Like many students at Temple — nearly 35 percent of the 2015 freshman class, to be exact — I am a first-generation college student. So when I first learned my aunt, whom I greatly admire for traveling the world and showing off her acting chops on Broadway, went to Temple, I was intrigued.
Later, I found out that my favorite high school English teacher was an alum, too.
People I respected went to Temple. People doing amazing things went to Temple. So I wanted to go to Temple.
“Our alums can be ambassadors, as students are looking up and saying, ‘OK, well that’s someone I admire and they went to Temple,’” said Vice President of Alumni Relations Ken Lawrence. “And [it’s important] for the students to have someone they can talk to about the college, someone who actually went there.”
Alumni are clearly essential in attracting incoming students, and luckily the alumni network at Temple is becoming increasingly active.
Alumni scholarship donations reached $15.6 million in 2016, which is more than double from the $7.6 million donated in 2015. Those funds will be essential in maintaining the university’s commitment to affordability, especially as the university’s popularity continues to grow.

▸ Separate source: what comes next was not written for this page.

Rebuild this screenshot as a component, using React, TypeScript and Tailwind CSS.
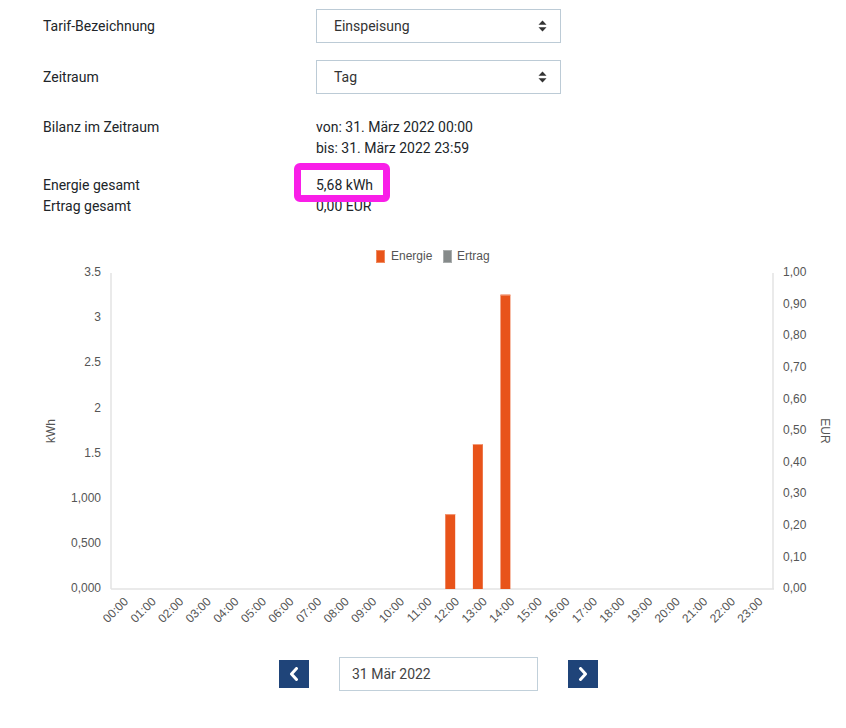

Temple alumni haven’t always been this active in the university though or quite so willing to make donations.
Last April, university CFO and Treasurer Ken Kaiser told The Temple News the university’s commuter culture has impacted past alumni involvement.
“You commute, you graduate, you don’t hear from Temple for 15 years and you kind of lose touch,” Kaiser said. “It’s almost like a lost generation. And there’s people that have graduated that are billionaires that we probably haven’t been able to connect back with.”
Lawrence said even among alumni who graduated more recently, contact is sometimes lost because a portion of students don’t provide the university their contact information following graduation.
I’m glad the university has been making an increased effort to connect with students once they leave Main Campus.
The Temple University Alumni Association, which was formed in 1927, has more than 319,000 alumni. Since some alumni don’t leave contact information, this number is somewhat inflated. Only about half of that number are actually active reachable members, Lawrence said.
Homecoming, which will begin next week, is a now-weeklong event that has the potential to draw out more alumni. Lawrence said there was a 43 percent increase in alumni attendance at homecoming between 2014 and 2015.
And the prospect of a possible on-campus football stadium could serve as another means of attracting alumni back to Main Campus more regularly for games and bolstering school pride.
“I think, when our alumni come back to campus and see the great changes that have taken place, it just helps get them more excited and more engaged with the university,” Lawrence said.
It’s clear that recently graduated alumni are staying connected to the university already. First time participants made up 62 percent of the attendees at alumni events throughout the past year.
The effort to engage students and young alumni is relatively new, however, having been implemented only a year ago.
“After convocation, the post-convocation barbeque for the freshman class was sponsored by the Temple University Alumni Association,” Lawrence said. “So even before classes start, we want students thinking, ‘OK, at some point, four years from now, I’m gonna be an alum.’”
I’m glad the university has been making an increased effort to connect with students once they leave Main Campus. It’s likely future alumni will attract the next generation of college students to consider Temple, just like past alumni did for me.